Comprehensive Readouts
Implement this on day one, and the leadership team becomes much more open to “new factors” that occur. Bring this up the first time when justifying poor performance, and it comes off as an excuse.
Take this portion of the readout to answer three questions.
What changed outside SEO: dated items pulled from the annotation calendar.
What we control: supply levers shipped and their status.
What we recommend: the capture plan tied to those changes, with owners and due dates.
With proof in hand, you move from defense to offense.
Next up: the weekly playbook so every report is demand-adjusted by default.

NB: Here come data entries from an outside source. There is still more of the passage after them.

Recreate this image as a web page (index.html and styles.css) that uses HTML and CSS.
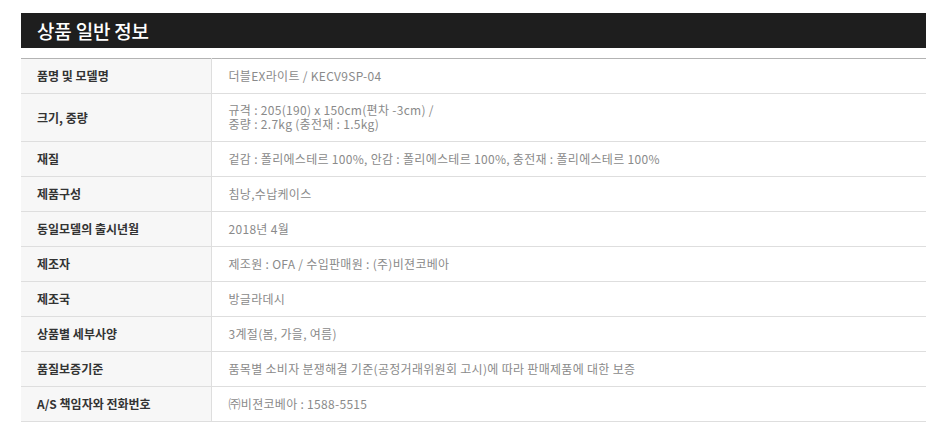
FILE: index.html
```html
<!DOCTYPE html>
<html>
<head>
    <meta http-equiv="Content-Type" content="text/html; charset=utf-8">
    <title>상품 일반 정보</title>
    <link rel="stylesheet" href="styles.css">
</head>
<body>
    <div class="infoBox">
        <h2 class="infoTit">상품 일반 정보</h2>
        <table class="infoTable">
            <colgroup>
                <col class="colTh">
                <col>
            </colgroup>
            <tr><th>품명 및 모델명</th><td>더블EX라이트 / KECV9SP-04</td></tr>
            <tr><th>크기, 중량</th><td class="twoLine">규격 : 205(190) x 150cm(편차 -3cm) /<br>중량 : 2.7kg (충전재 : 1.5kg)</td></tr>
            <tr><th>재질</th><td>겉감 : 폴리에스테르 100%, 안감 : 폴리에스테르 100%, 충전재 : 폴리에스테르 100%</td></tr>
            <tr><th>제품구성</th><td>침낭,수납케이스</td></tr>
            <tr><th>동일모델의 출시년월</th><td>2018년 4월</td></tr>
            <tr><th>제조자</th><td>제조원 : OFA / 수입판매원 : (주)비젼코베아</td></tr>
            <tr><th>제조국</th><td>방글라데시</td></tr>
            <tr><th>상품별 세부사양</th><td>3계절(봄, 가을, 여름)</td></tr>
            <tr><th>품질보증기준</th><td>품목별 소비자 분쟁해결 기준(공정거래위원회 고시)에 따라 판매제품에 대한 보증</td></tr>
            <tr><th>A/S 책임자와 전화번호</th><td>㈜비젼코베아 : 1588-5515</td></tr>
        </table>
    </div>
</body>
</html>
```

FILE: styles.css
```css
body,h2,table,th,td{margin:0;padding:0;border:0;}
body{font-size:12px; font-family:"Noto Sans CJK KR","Noto Sans",sans-serif; background:#fff;}

.infoBox{ width: 905px; margin: 13px 0 0 21px;}
.infoTit{ height: 35px; line-height: 35px; padding-left: 16px; background: #1e1e1e; color: #fff; font-size: 19px; font-weight: 500; letter-spacing: -0.2px;}

.infoTable{ width: 100%; margin-top: 10px; border-collapse: collapse; border-top: 1px solid #b3b3b3;}
.infoTable .colTh{ width: 190px;}
.infoTable th, .infoTable td{ padding: 10px 17px 10px 16px; line-height: 14px; font-size: 12px; text-align: left; vertical-align: middle; border-bottom: 1px solid #dedede;}
.infoTable th{ background: #f7f7f7; color: #333; font-weight: 700; border-right: 1px solid #dedede; letter-spacing: 0;}
.infoTable td{ color: #8a8a8a; padding-left: 17px; font-weight: 400; letter-spacing: 0.3px;}
.infoTable td.twoLine{ padding-top: 9px; padding-bottom: 10px;}
```
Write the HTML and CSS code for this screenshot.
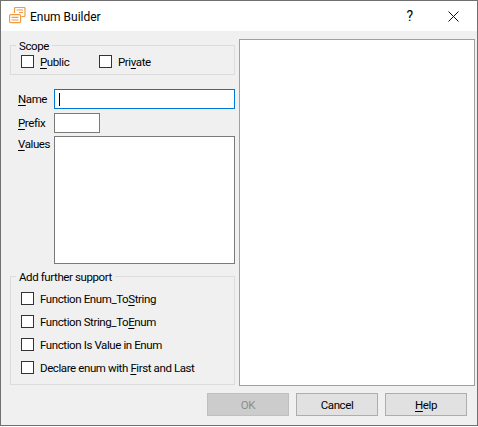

The Playbook Checklist + Governance Plan
We talked about why you should consider implementing data-adjusted reporting, but the list below provides a step-by-step checklist and a laid-out strategy for when your own reports turn red.
Setup
Stand up the cross-marketing annotation calendar.
Create a brand vs non-brand dashboard with a demand-adjusted YoY line.
Add Share of Search and an AI panel for money topics/queries.
Overlay price and inventory on top revenue URLs.
Every Reporting Readout
First slide: “Outside factors” recap with dates.
Footer on key slides: Demand-Adjusted YoY and Promo-Adjusted CVR.
“Keep an eye on this”: SERP modules moved, AIO citation delta, competitor push, variance vs 3-year baseline.
When numbers go red
24h: verify measurement. Check parallel analytics and tag management.
48h: isolate demand vs supply. Brand vs non-brand, price, inventory, surfaces, AIO.
72h: exec update with a capture plan. Owners and due dates.
Targets that do not burn you
Publish Supply KPIs: crawl, indexation, page quality, rank share.
Publish Outcome KPIs: revenue or signups normalized to demand.
Tie goals and incentives to that split.